A baking hot Friday in late August. The day of the gig had arrived. Third on the bill at the Metal arts centre in a small park, Chalkwell Park, near Westcliffe-on-Sea, Southend. Jan was running late but the rest of us met for egg and chips in Rossi’s on the seafront, the late afternoon sun glinting off the estuary, the Coryton Refinery and the Thames Haven oil terminal hazy across the water. Doug had expressly forbidden me from bringing my 1967 EMI Sound Effects no.3 EP, Diesel Trains, despite my pleas that tracks such as ‘Inside Carriage, Steady Wheel Rhythm’ would supply a poignant coda to ‘Fenchurch Line’. (‘Too obvious and corny’; Tim sided with me, though.) Better still, ‘Light Diesel Train Passing, Country Sounds in the Background’, a lovely 39 seconds of atmospheric 1960s field recording. But I did manage to slip another 1960s EP, Listen, the Birds, into my record bag – a joint release between the Royal Society of the Protection of Birds and the Dutch Society for Bird Protection, recorded and arranged by Hans A. Traber and released on European Phono Club of Amsterdam records. I was worried the planned birdsong to accompany ‘Graham Greene’ – several hundred canary birds from a 1936 Gennett sound effects 78 included on Steve Roden’s crackly Dust-to-Digital collection I Listen to the Wind that Obliterates My Traces – would prove to be too faint a recording. I was right. At the soundcheck it became clear we’d have to adjust the master levels to hear the 1 minute and 4 seconds of caged Depression-era canaries at full throttle. Rather than try to make eye-contact and a series of complicated hand gestures across a darkened room to Sean and his sound guy on the mixing desk at the precise moment the canaries were to come in, I took the executive decision to go with the vinyl: either ‘the sustained and beautiful song’ of blackbirds, ‘usually delivered from a high song-post’, or a particularly fruity golden oriole going for it in an oak wood in the early sixties. I could just bring the secretive migrant bird – despite looking like a blackbird in a Wolverhampton Wanderers kit, the golden oriole sticks to high canopies, so is hard to spot, and only passes through the south and east of England in May and June – up and down with the fader as required, and I had two or three minutes of woodland wonder to play with here.

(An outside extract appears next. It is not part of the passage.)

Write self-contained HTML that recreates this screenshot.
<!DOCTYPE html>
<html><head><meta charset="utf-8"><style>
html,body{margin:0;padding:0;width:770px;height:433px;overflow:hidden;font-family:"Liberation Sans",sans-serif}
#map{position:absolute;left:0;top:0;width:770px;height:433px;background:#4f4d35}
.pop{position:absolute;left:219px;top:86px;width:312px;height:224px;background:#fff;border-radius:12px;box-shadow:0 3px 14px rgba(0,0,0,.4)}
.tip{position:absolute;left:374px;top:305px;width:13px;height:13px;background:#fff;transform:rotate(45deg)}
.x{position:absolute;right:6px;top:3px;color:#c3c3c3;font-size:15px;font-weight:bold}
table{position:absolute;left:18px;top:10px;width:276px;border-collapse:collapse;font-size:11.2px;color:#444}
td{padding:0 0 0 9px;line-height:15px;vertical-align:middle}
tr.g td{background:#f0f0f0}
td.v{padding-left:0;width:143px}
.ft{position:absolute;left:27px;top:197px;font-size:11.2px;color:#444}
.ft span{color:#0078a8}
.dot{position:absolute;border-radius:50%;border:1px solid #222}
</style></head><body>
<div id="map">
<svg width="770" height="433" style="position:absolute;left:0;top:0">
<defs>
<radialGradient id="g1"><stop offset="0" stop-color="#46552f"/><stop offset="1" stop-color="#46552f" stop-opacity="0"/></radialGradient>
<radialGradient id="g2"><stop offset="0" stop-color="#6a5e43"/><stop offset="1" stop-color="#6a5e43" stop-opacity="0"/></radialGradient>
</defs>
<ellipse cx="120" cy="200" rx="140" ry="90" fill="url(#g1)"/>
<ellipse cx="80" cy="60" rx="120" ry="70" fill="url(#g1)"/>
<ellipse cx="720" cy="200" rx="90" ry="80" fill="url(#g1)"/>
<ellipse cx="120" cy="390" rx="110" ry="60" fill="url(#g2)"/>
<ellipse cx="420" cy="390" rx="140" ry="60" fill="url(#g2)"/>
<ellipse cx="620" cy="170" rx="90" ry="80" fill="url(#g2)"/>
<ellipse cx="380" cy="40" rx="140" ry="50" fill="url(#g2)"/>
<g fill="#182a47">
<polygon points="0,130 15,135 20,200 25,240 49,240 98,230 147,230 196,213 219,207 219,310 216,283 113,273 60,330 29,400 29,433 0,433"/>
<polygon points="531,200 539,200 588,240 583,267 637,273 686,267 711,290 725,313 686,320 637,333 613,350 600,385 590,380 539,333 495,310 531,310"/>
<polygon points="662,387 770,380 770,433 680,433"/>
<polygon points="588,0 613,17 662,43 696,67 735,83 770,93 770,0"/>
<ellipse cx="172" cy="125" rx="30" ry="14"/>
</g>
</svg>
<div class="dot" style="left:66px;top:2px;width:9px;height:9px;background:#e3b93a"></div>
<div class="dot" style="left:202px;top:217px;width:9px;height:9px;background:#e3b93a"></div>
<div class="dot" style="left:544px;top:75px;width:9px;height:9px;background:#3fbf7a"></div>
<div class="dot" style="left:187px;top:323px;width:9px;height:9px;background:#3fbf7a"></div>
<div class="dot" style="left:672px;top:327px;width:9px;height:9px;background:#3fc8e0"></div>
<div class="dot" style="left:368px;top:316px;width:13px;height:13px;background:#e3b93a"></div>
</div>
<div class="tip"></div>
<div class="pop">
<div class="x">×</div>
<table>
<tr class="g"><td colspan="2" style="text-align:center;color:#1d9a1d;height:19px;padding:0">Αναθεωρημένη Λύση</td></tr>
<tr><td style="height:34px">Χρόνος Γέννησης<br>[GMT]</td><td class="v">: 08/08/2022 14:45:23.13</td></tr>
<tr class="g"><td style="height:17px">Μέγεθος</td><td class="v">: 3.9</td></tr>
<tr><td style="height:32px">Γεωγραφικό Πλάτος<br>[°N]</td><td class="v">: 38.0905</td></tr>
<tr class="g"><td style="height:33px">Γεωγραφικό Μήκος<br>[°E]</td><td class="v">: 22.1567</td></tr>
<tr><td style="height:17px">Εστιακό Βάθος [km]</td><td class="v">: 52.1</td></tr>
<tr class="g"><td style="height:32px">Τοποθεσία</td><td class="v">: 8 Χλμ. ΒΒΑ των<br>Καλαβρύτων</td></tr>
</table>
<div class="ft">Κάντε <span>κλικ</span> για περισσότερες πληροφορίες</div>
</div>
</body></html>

The two turntables, mixer, CD player and anglepoise lamp sat on a huge decorating table that took up two-thirds of the stage. With a bit of shifting around there was room for my notebook, headphones, box of records and a comfortable stool too. Doug, Tim and Janet were confined to a square of floor roughly the size of a bathroom mat. Janet ended up sitting down on a chair at the back, completely obscured by her bandmates. Jan and Tim didn’t put a foot wrong all night. Doug fluffed his lines on one song – something I’d never seen him do in weeks of practice – but his between-numbers patter and songwriting went down a storm in the surprisingly packed room, though maybe some members of his family were a bit overwhelmed by the strong sense of 1980s ennui. I was just about keeping on top of the found-sound effects: the submarine-like bleeping siren of Coryton oil refinery (the real thing almost visible out of the windows) sounded great, so too did Charles Matthews’s and Marcus Davidson’s rumbling organ, and especially Rolf Julius’s hissing rain. Then came the penultimate number, ‘Graham Greene’. I cued up the ‘Golden Oriole’ from Listen, the Birds. I’d either got it on the wrong speed or done something to the volume. Suddenly it was like an aviary in there: the ‘wonderful resonant flute-like call’ of a crazy golden oriole, with hyped-up chaffinch and wood warblers chirruping away in the background, were manically warbling in the room with us. I could see Doug looking at Jan with a ‘What the fuck?’ expression. Later I realised Doug’s proximity to the speaker (about 3 centimetres from his right ear) had set off his hearing aid in a sort of metallic looping howl of chirrup-induced feedback. I caught a couple of faces in the audience. ‘Umm, interesting,’ they seemed to be saying. At least the misfiring cacophony of Dulwich wall-of-death motorbike engines sounded great with the twin attack of guitar and mandolin for ‘Table Tennis Star’.

The South Benfleet Folk Orchestra seem to be on hiatus at the moment. Doug has moved on, last caught doing terrific versions of ‘Hickory Wind’ and George Jones’s ‘The Race Is On’ at a Christmas party (with Tim on mandolin). Hans Traber’s 1960s birdsong EPs may well have been a response to the brutal industrialisation of 1960s farming – sonic equivalents of J.A. Baker’s The Peregrine – but there’s no real sense of alarm in the sleevenotes, just soothing descriptions of habitat and lots of Latin names. Today, the golden oriole, the mistle thrush, song thrush and the cuckoo – half the birds on Volume 1 of Listen, the Birds (along with the marsh tit and wood warbler from Volume 2) – are listed as UK conservation status red/under threat on the RSPB’s website. I realise that’s probably news only to slow-lane city dwellers like me. From the Caught by the River Shadows and Reflections this year David Stead wondering what happened to all those bugs you got splattered across the car windscreen after a drive in the countryside in the 1970s has stuck with me. Maybe in 2019 I’ll start investigating RSPB suet punnets and winter bird mugs rather than my usual lurch to Discogs (tempting as many of the 20-strong series of EMI Sound Effect Records released between 1967 and 1968 are, especially no.8, Seaside, and no.1, Cross-Channel Car Ferry).